___ COLLECTED MATERIAL
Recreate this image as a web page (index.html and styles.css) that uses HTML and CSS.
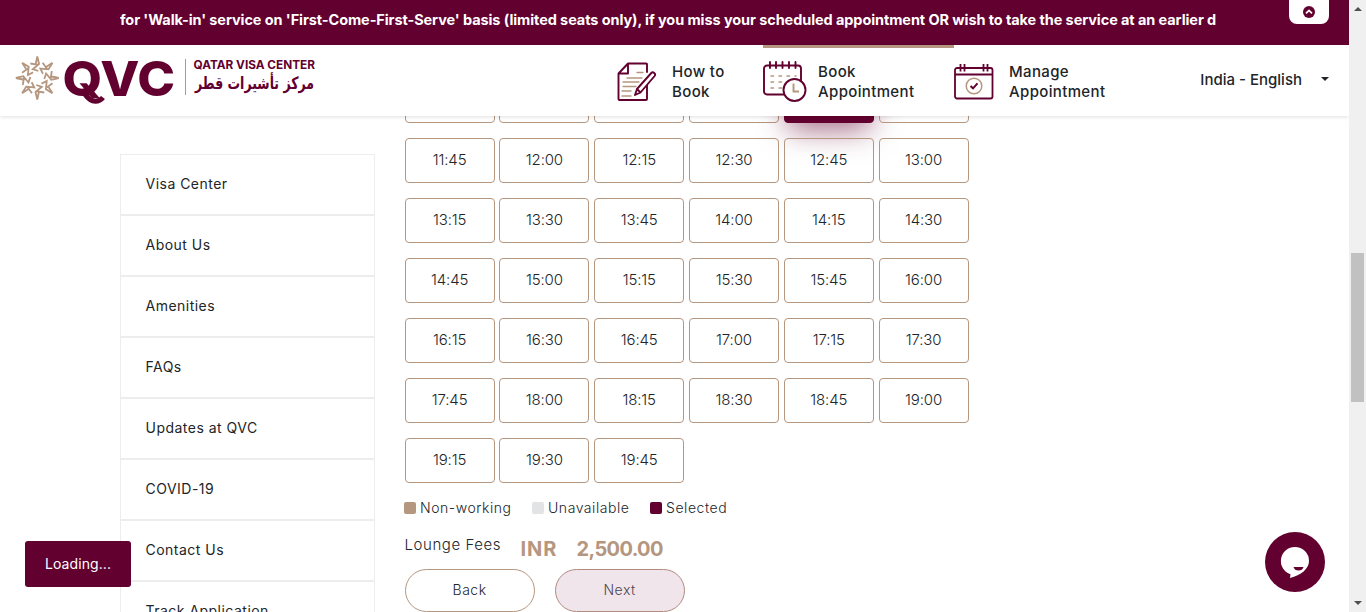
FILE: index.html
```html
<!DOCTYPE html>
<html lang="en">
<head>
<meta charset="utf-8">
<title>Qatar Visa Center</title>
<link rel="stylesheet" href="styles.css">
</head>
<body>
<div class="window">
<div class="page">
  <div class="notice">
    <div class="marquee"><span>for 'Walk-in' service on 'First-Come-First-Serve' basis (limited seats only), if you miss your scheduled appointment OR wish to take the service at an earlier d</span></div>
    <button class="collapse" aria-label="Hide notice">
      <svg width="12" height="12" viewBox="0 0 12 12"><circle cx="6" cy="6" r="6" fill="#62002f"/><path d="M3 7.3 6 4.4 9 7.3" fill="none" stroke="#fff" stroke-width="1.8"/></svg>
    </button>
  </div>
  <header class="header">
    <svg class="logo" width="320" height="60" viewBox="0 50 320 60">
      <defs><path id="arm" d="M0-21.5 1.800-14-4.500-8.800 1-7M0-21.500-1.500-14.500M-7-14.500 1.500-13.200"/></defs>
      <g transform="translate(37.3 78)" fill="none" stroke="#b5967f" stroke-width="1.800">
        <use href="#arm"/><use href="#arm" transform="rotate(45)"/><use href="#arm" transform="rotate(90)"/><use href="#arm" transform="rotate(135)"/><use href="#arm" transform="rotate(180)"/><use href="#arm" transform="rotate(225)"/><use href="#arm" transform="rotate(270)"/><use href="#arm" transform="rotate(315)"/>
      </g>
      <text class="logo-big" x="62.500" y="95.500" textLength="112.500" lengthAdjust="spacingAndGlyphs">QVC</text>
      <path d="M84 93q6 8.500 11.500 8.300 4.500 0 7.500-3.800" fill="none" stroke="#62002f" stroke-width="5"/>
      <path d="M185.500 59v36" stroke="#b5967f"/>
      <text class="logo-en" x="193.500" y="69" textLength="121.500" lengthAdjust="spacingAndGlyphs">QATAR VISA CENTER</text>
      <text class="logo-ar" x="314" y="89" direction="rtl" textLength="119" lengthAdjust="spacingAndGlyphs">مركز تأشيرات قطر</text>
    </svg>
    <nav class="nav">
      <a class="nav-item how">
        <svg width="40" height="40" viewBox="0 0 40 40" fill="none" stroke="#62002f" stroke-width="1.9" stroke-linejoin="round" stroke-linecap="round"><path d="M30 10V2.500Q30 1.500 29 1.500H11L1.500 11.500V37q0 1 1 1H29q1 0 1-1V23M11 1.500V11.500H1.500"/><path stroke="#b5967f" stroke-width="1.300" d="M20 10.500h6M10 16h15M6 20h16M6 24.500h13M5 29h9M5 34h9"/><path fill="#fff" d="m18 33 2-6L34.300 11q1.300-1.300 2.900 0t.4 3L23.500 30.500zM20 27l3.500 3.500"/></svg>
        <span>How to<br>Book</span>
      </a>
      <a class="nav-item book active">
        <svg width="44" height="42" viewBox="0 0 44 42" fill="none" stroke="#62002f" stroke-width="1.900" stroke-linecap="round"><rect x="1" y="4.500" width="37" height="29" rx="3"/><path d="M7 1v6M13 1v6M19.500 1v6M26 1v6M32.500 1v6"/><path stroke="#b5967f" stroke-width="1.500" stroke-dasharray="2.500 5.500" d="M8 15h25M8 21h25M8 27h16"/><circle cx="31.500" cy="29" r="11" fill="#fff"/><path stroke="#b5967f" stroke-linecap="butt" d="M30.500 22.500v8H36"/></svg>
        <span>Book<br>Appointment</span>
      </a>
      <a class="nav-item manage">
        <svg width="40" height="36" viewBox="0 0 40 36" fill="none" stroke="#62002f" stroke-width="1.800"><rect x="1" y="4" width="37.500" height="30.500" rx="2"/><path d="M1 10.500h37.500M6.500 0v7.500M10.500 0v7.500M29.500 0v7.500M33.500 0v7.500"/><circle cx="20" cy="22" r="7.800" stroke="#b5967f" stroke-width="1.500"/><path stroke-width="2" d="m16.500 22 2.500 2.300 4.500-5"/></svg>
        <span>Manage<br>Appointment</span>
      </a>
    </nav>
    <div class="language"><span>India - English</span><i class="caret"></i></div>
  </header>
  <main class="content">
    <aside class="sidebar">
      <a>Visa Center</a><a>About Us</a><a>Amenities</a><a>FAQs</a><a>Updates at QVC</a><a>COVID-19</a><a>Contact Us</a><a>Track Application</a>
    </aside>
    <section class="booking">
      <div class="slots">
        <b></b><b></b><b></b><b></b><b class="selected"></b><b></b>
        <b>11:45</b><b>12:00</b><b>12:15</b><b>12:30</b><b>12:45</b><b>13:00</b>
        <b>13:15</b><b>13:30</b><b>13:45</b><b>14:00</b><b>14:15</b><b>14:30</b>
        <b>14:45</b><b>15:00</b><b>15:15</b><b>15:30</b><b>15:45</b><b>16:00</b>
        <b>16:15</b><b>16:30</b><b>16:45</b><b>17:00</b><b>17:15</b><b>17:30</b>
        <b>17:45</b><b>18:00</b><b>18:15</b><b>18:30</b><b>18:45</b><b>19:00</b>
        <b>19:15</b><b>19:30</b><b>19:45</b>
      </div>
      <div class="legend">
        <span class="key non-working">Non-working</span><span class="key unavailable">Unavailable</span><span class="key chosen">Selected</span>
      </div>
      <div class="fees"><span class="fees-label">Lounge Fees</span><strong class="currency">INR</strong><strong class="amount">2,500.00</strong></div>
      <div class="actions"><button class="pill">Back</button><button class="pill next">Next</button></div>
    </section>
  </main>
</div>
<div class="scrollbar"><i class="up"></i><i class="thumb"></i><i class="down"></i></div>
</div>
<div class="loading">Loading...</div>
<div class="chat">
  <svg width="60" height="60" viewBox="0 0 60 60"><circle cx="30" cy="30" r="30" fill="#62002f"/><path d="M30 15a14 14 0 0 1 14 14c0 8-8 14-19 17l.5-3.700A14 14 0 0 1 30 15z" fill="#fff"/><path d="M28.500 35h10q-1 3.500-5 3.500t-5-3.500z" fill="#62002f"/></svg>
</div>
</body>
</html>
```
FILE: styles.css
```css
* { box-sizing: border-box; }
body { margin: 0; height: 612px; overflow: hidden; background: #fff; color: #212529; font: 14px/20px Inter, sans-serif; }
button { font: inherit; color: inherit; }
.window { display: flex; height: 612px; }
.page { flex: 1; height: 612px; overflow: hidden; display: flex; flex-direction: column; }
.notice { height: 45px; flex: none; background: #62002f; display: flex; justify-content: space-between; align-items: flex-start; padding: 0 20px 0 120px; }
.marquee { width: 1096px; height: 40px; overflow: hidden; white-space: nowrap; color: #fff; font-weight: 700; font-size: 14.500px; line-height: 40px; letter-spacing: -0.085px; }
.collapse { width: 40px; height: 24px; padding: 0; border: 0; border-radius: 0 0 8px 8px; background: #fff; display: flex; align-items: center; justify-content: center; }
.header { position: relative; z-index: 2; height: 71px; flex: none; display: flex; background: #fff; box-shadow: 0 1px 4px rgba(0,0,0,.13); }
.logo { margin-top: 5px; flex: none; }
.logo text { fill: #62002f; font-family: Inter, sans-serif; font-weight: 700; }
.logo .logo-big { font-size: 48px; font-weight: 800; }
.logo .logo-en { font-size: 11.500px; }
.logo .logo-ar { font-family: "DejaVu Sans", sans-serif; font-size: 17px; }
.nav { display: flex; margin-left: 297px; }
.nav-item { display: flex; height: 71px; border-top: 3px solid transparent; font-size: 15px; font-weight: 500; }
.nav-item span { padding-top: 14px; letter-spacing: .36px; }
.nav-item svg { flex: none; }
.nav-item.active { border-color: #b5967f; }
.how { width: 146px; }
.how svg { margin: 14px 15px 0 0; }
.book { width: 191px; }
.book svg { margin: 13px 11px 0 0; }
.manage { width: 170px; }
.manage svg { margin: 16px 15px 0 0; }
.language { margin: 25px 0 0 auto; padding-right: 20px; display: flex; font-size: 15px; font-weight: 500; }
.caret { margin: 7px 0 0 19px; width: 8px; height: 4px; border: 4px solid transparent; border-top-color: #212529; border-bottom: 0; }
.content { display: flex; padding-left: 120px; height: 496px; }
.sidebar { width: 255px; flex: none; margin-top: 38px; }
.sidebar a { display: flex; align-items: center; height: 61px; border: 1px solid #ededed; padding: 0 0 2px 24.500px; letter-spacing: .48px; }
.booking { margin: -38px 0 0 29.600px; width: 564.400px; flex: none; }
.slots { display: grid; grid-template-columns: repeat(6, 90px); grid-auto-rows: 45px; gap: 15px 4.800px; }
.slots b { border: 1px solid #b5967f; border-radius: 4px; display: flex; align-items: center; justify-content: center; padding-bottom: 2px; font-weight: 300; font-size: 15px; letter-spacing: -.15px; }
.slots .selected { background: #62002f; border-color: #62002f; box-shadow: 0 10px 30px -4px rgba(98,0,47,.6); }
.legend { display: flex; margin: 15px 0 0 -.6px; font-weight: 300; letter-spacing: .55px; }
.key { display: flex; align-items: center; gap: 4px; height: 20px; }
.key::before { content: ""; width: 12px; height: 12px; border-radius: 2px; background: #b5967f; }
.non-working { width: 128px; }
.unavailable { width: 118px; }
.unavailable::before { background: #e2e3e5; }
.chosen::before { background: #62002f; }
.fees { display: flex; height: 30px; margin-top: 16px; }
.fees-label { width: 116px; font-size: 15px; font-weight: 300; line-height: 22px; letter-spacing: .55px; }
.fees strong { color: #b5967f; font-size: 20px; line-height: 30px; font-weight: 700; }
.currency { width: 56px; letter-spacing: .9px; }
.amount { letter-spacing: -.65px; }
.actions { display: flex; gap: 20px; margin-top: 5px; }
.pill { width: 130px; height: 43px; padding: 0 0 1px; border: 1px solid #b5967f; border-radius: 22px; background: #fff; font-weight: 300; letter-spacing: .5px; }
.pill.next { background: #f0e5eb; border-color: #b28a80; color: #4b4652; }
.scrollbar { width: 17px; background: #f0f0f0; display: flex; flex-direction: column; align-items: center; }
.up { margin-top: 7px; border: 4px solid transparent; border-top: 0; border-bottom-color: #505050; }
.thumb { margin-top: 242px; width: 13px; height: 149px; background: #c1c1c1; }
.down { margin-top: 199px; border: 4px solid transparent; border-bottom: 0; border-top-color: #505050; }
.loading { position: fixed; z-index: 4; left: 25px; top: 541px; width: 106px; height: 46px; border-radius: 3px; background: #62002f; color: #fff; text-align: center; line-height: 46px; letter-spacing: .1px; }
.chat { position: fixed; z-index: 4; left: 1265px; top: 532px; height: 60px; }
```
______
**YOUR GOAL:**
What is the number of lines in the data that hold the word "page"? Reply with that number and nothing else.

**ANSWER FOR THIS EXERCISE:**
3